For email, the format that works particularly well is a curated digest — a collection of three to five relevant older posts on a theme, with AI writing the connective tissue. “Write an email newsletter section introducing these three posts on [topic] as a curated reading list. Write a 2–3 sentence introduction to each that explains why it’s worth reading and what the reader will get from it. Warm, editorial tone, 600 words total.” This surfaces content that newsletter subscribers never saw when it was first published, and it treats the archive as a living resource rather than an abandoned archive.
The archive you already have is the most underutilised content asset most teams own. AI makes the work of activating it fast enough to be practical.
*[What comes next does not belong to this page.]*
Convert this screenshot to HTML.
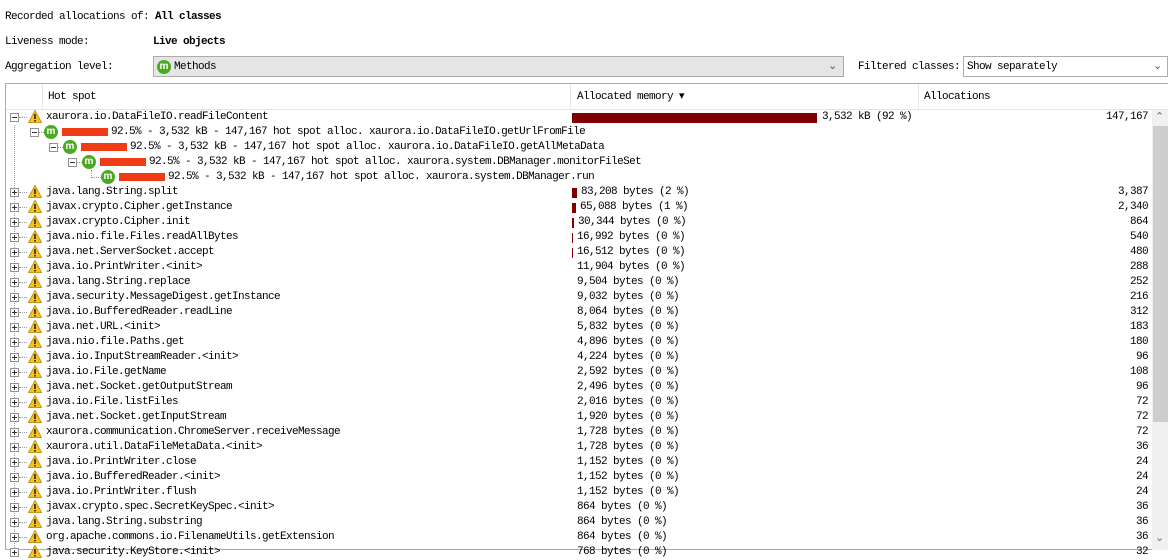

The question isn’t whether the investment is worth it — it almost always is. The question is whether you’ll build the habit of doing it consistently rather than in occasional bursts. Consistent, methodical archive maintenance compounds. Bursts don’t.
The Compounding Return
A blog archive that’s treated as a library to be actively maintained rather than a museum of past production compounds in value over time. Posts that are regularly updated maintain their search rankings longer. Comprehensive guides that absorb multiple thin posts accumulate authority that grows with age. Social content derived from existing posts reaches new audiences without requiring new research. The content investment made in previous years continues earning a return, rather than decaying quietly in a folder that nobody visits. AI makes the maintenance work fast enough to actually do consistently — which is the difference between a strategy that makes sense and one that actually gets executed.